**Record extracts:**
——

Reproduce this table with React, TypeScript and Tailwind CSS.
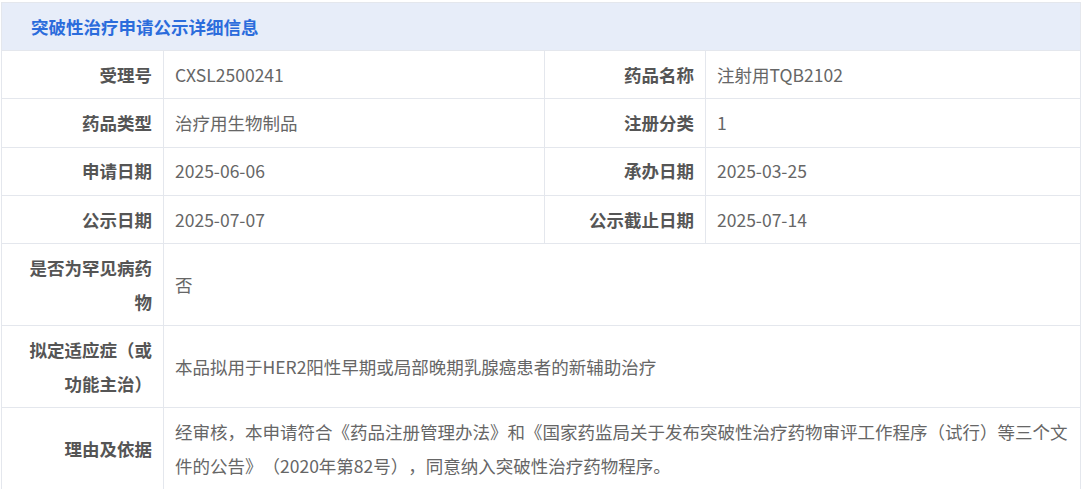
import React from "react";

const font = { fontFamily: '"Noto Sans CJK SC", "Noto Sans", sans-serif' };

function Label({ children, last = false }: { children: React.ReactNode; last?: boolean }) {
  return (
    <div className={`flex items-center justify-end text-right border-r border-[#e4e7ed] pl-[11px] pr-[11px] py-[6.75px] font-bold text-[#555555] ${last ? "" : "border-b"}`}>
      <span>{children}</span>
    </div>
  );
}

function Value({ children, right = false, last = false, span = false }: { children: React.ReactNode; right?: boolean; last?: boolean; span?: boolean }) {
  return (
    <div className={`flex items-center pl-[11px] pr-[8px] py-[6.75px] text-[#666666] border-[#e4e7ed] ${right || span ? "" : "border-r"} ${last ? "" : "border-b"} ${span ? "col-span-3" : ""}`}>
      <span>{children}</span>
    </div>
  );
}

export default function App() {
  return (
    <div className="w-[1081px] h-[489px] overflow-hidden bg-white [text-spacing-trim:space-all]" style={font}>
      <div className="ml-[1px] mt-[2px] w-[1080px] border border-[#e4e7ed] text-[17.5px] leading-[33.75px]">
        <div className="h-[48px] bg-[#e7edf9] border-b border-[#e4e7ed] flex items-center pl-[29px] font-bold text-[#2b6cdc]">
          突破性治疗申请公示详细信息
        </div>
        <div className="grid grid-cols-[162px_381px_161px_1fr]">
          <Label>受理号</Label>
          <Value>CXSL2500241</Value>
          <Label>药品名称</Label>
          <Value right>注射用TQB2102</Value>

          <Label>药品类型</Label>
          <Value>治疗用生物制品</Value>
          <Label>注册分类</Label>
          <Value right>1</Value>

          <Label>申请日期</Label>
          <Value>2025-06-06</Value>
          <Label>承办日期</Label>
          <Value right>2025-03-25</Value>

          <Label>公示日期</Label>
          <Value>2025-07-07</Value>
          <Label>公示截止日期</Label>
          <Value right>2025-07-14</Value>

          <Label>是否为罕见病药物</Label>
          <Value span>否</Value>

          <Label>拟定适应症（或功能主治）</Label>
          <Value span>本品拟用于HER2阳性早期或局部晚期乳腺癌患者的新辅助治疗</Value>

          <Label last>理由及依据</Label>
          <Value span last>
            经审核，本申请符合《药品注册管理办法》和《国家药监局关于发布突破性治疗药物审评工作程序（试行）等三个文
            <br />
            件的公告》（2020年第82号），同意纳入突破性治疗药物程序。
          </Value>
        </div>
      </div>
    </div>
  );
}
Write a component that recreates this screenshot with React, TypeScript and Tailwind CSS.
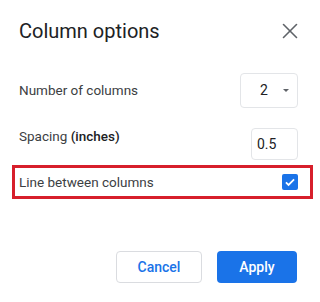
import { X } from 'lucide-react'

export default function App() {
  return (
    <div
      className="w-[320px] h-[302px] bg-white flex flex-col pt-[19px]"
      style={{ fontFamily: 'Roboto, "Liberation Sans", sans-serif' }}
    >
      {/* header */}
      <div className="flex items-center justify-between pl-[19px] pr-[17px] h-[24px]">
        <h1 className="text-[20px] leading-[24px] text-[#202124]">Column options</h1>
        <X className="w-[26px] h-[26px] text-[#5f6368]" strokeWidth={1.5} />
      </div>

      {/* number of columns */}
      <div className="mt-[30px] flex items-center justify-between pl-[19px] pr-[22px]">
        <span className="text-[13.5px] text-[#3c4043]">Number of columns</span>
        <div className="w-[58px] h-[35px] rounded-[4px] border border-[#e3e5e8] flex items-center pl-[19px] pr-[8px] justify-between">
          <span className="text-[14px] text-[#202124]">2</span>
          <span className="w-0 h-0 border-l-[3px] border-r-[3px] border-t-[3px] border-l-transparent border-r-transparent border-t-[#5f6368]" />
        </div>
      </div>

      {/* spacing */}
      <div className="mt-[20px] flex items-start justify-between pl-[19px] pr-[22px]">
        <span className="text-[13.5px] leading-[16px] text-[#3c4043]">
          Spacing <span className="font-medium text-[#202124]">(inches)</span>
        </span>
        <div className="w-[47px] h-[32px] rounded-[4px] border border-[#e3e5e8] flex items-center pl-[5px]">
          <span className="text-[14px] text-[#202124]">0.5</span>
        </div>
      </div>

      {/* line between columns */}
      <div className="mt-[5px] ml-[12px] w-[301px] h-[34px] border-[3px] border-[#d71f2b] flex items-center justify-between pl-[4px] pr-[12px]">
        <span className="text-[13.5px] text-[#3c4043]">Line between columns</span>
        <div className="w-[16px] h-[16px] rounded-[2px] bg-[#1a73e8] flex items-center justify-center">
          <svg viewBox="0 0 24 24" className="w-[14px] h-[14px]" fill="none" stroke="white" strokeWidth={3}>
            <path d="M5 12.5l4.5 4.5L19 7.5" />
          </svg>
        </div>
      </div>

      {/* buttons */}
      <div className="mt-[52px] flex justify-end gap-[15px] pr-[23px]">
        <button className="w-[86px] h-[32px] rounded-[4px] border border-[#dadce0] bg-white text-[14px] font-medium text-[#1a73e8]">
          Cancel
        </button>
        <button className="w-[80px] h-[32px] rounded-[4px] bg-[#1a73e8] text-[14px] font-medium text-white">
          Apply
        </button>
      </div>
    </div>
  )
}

——

Set down the complete material exactly, but do not include the images.

**Output for this exercise:**
Reproduce this table with React, TypeScript and Tailwind CSS.
import React from "react";

const font = { fontFamily: '"Noto Sans CJK SC", "Noto Sans", sans-serif' };

function Label({ children, last = false }: { children: React.ReactNode; last?: boolean }) {
  return (
    <div className={`flex items-center justify-end text-right border-r border-[#e4e7ed] pl-[11px] pr-[11px] py-[6.75px] font-bold text-[#555555] ${last ? "" : "border-b"}`}>
      <span>{children}</span>
    </div>
  );
}

function Value({ children, right = false, last = false, span = false }: { children: React.ReactNode; right?: boolean; last?: boolean; span?: boolean }) {
  return (
    <div className={`flex items-center pl-[11px] pr-[8px] py-[6.75px] text-[#666666] border-[#e4e7ed] ${right || span ? "" : "border-r"} ${last ? "" : "border-b"} ${span ? "col-span-3" : ""}`}>
      <span>{children}</span>
    </div>
  );
}

export default function App() {
  return (
    <div className="w-[1081px] h-[489px] overflow-hidden bg-white [text-spacing-trim:space-all]" style={font}>
      <div className="ml-[1px] mt-[2px] w-[1080px] border border-[#e4e7ed] text-[17.5px] leading-[33.75px]">
        <div className="h-[48px] bg-[#e7edf9] border-b border-[#e4e7ed] flex items-center pl-[29px] font-bold text-[#2b6cdc]">
          突破性治疗申请公示详细信息
        </div>
        <div className="grid grid-cols-[162px_381px_161px_1fr]">
          <Label>受理号</Label>
          <Value>CXSL2500241</Value>
          <Label>药品名称</Label>
          <Value right>注射用TQB2102</Value>

          <Label>药品类型</Label>
          <Value>治疗用生物制品</Value>
          <Label>注册分类</Label>
          <Value right>1</Value>

          <Label>申请日期</Label>
          <Value>2025-06-06</Value>
          <Label>承办日期</Label>
          <Value right>2025-03-25</Value>

          <Label>公示日期</Label>
          <Value>2025-07-07</Value>
          <Label>公示截止日期</Label>
          <Value right>2025-07-14</Value>

          <Label>是否为罕见病药物</Label>
          <Value span>否</Value>

          <Label>拟定适应症（或功能主治）</Label>
          <Value span>本品拟用于HER2阳性早期或局部晚期乳腺癌患者的新辅助治疗</Value>

          <Label last>理由及依据</Label>
          <Value span last>
            经审核，本申请符合《药品注册管理办法》和《国家药监局关于发布突破性治疗药物审评工作程序（试行）等三个文
            <br />
            件的公告》（2020年第82号），同意纳入突破性治疗药物程序。
          </Value>
        </div>
      </div>
    </div>
  );
}
Write a component that recreates this screenshot with React, TypeScript and Tailwind CSS.
import { X } from 'lucide-react'

export default function App() {
  return (
    <div
      className="w-[320px] h-[302px] bg-white flex flex-col pt-[19px]"
      style={{ fontFamily: 'Roboto, "Liberation Sans", sans-serif' }}
    >
      {/* header */}
      <div className="flex items-center justify-between pl-[19px] pr-[17px] h-[24px]">
        <h1 className="text-[20px] leading-[24px] text-[#202124]">Column options</h1>
        <X className="w-[26px] h-[26px] text-[#5f6368]" strokeWidth={1.5} />
      </div>

      {/* number of columns */}
      <div className="mt-[30px] flex items-center justify-between pl-[19px] pr-[22px]">
        <span className="text-[13.5px] text-[#3c4043]">Number of columns</span>
        <div className="w-[58px] h-[35px] rounded-[4px] border border-[#e3e5e8] flex items-center pl-[19px] pr-[8px] justify-between">
          <span className="text-[14px] text-[#202124]">2</span>
          <span className="w-0 h-0 border-l-[3px] border-r-[3px] border-t-[3px] border-l-transparent border-r-transparent border-t-[#5f6368]" />
        </div>
      </div>

      {/* spacing */}
      <div className="mt-[20px] flex items-start justify-between pl-[19px] pr-[22px]">
        <span className="text-[13.5px] leading-[16px] text-[#3c4043]">
          Spacing <span className="font-medium text-[#202124]">(inches)</span>
        </span>
        <div className="w-[47px] h-[32px] rounded-[4px] border border-[#e3e5e8] flex items-center pl-[5px]">
          <span className="text-[14px] text-[#202124]">0.5</span>
        </div>
      </div>

      {/* line between columns */}
      <div className="mt-[5px] ml-[12px] w-[301px] h-[34px] border-[3px] border-[#d71f2b] flex items-center justify-between pl-[4px] pr-[12px]">
        <span className="text-[13.5px] text-[#3c4043]">Line between columns</span>
        <div className="w-[16px] h-[16px] rounded-[2px] bg-[#1a73e8] flex items-center justify-center">
          <svg viewBox="0 0 24 24" className="w-[14px] h-[14px]" fill="none" stroke="white" strokeWidth={3}>
            <path d="M5 12.5l4.5 4.5L19 7.5" />
          </svg>
        </div>
      </div>

      {/* buttons */}
      <div className="mt-[52px] flex justify-end gap-[15px] pr-[23px]">
        <button className="w-[86px] h-[32px] rounded-[4px] border border-[#dadce0] bg-white text-[14px] font-medium text-[#1a73e8]">
          Cancel
        </button>
        <button className="w-[80px] h-[32px] rounded-[4px] bg-[#1a73e8] text-[14px] font-medium text-white">
          Apply
        </button>
      </div>
    </div>
  )
}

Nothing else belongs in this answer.